--- begin Dataset section ---

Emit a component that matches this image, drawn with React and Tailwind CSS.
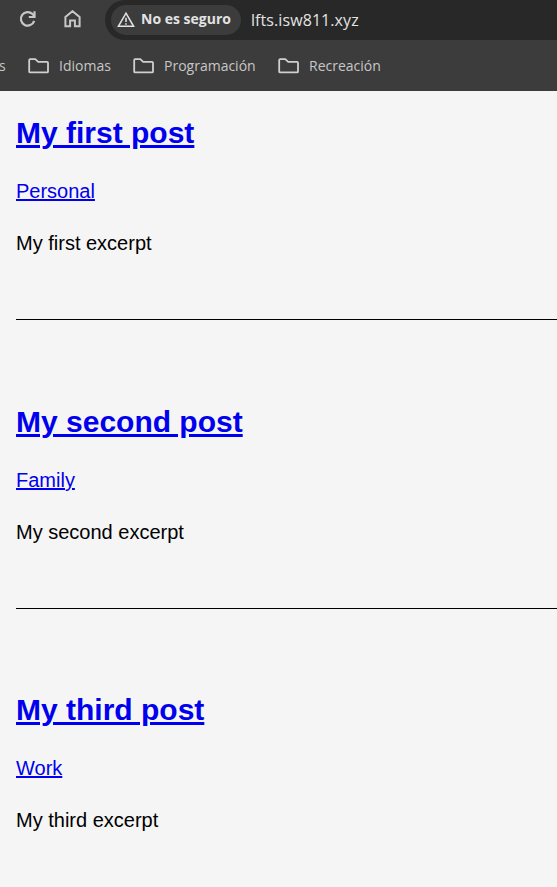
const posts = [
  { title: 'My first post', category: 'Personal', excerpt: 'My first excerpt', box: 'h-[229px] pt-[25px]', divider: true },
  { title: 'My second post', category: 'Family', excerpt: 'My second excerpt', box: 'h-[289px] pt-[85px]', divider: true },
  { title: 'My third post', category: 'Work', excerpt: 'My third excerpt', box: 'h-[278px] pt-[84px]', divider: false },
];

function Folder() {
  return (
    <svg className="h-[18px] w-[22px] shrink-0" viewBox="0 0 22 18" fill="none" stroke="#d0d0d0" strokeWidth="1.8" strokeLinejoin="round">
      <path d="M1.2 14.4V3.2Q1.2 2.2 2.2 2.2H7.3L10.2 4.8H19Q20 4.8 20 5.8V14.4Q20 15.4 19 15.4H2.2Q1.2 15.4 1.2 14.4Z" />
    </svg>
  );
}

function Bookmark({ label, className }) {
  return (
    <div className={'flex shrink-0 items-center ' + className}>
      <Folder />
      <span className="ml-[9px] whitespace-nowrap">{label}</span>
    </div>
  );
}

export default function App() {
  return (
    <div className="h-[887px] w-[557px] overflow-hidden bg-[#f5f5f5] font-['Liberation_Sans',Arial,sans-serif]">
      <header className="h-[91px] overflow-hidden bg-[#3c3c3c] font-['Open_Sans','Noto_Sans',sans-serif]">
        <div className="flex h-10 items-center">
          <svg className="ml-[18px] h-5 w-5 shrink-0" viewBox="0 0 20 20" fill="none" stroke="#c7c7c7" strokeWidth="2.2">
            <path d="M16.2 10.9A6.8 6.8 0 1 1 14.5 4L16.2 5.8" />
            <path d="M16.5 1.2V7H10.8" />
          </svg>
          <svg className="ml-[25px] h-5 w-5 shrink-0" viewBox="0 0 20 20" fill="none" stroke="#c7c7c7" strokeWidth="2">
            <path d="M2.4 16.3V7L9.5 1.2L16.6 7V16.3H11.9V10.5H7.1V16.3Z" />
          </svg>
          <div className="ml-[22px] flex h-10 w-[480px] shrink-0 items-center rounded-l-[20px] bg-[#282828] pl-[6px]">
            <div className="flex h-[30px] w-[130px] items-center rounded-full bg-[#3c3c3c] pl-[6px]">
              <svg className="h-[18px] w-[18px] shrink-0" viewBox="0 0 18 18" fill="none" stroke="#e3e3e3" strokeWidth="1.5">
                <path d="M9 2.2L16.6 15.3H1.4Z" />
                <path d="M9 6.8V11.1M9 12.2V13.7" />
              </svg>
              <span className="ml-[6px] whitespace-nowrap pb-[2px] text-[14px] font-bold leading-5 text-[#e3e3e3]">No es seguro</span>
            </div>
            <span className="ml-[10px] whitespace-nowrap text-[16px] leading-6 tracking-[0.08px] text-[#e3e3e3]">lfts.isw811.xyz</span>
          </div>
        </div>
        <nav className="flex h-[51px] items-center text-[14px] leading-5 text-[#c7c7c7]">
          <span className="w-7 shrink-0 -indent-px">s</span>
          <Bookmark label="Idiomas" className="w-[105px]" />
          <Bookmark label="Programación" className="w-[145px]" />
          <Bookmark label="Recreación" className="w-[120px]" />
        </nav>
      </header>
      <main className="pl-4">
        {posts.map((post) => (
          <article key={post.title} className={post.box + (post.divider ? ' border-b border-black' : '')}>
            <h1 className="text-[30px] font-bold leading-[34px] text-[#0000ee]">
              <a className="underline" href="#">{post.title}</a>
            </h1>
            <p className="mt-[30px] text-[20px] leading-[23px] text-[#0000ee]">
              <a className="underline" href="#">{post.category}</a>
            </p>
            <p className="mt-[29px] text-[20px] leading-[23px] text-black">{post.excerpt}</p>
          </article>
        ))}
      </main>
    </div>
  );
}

--- end Dataset section ---

| The exercise |
Write out the full set of lines verbatim, without the pictures.

| Output of the task |
Emit a component that matches this image, drawn with React and Tailwind CSS.
const posts = [
  { title: 'My first post', category: 'Personal', excerpt: 'My first excerpt', box: 'h-[229px] pt-[25px]', divider: true },
  { title: 'My second post', category: 'Family', excerpt: 'My second excerpt', box: 'h-[289px] pt-[85px]', divider: true },
  { title: 'My third post', category: 'Work', excerpt: 'My third excerpt', box: 'h-[278px] pt-[84px]', divider: false },
];

function Folder() {
  return (
    <svg className="h-[18px] w-[22px] shrink-0" viewBox="0 0 22 18" fill="none" stroke="#d0d0d0" strokeWidth="1.8" strokeLinejoin="round">
      <path d="M1.2 14.4V3.2Q1.2 2.2 2.2 2.2H7.3L10.2 4.8H19Q20 4.8 20 5.8V14.4Q20 15.4 19 15.4H2.2Q1.2 15.4 1.2 14.4Z" />
    </svg>
  );
}

function Bookmark({ label, className }) {
  return (
    <div className={'flex shrink-0 items-center ' + className}>
      <Folder />
      <span className="ml-[9px] whitespace-nowrap">{label}</span>
    </div>
  );
}

export default function App() {
  return (
    <div className="h-[887px] w-[557px] overflow-hidden bg-[#f5f5f5] font-['Liberation_Sans',Arial,sans-serif]">
      <header className="h-[91px] overflow-hidden bg-[#3c3c3c] font-['Open_Sans','Noto_Sans',sans-serif]">
        <div className="flex h-10 items-center">
          <svg className="ml-[18px] h-5 w-5 shrink-0" viewBox="0 0 20 20" fill="none" stroke="#c7c7c7" strokeWidth="2.2">
            <path d="M16.2 10.9A6.8 6.8 0 1 1 14.5 4L16.2 5.8" />
            <path d="M16.5 1.2V7H10.8" />
          </svg>
          <svg className="ml-[25px] h-5 w-5 shrink-0" viewBox="0 0 20 20" fill="none" stroke="#c7c7c7" strokeWidth="2">
            <path d="M2.4 16.3V7L9.5 1.2L16.6 7V16.3H11.9V10.5H7.1V16.3Z" />
          </svg>
          <div className="ml-[22px] flex h-10 w-[480px] shrink-0 items-center rounded-l-[20px] bg-[#282828] pl-[6px]">
            <div className="flex h-[30px] w-[130px] items-center rounded-full bg-[#3c3c3c] pl-[6px]">
              <svg className="h-[18px] w-[18px] shrink-0" viewBox="0 0 18 18" fill="none" stroke="#e3e3e3" strokeWidth="1.5">
                <path d="M9 2.2L16.6 15.3H1.4Z" />
                <path d="M9 6.8V11.1M9 12.2V13.7" />
              </svg>
              <span className="ml-[6px] whitespace-nowrap pb-[2px] text-[14px] font-bold leading-5 text-[#e3e3e3]">No es seguro</span>
            </div>
            <span className="ml-[10px] whitespace-nowrap text-[16px] leading-6 tracking-[0.08px] text-[#e3e3e3]">lfts.isw811.xyz</span>
          </div>
        </div>
        <nav className="flex h-[51px] items-center text-[14px] leading-5 text-[#c7c7c7]">
          <span className="w-7 shrink-0 -indent-px">s</span>
          <Bookmark label="Idiomas" className="w-[105px]" />
          <Bookmark label="Programación" className="w-[145px]" />
          <Bookmark label="Recreación" className="w-[120px]" />
        </nav>
      </header>
      <main className="pl-4">
        {posts.map((post) => (
          <article key={post.title} className={post.box + (post.divider ? ' border-b border-black' : '')}>
            <h1 className="text-[30px] font-bold leading-[34px] text-[#0000ee]">
              <a className="underline" href="#">{post.title}</a>
            </h1>
            <p className="mt-[30px] text-[20px] leading-[23px] text-[#0000ee]">
              <a className="underline" href="#">{post.category}</a>
            </p>
            <p className="mt-[29px] text-[20px] leading-[23px] text-black">{post.excerpt}</p>
          </article>
        ))}
      </main>
    </div>
  );
}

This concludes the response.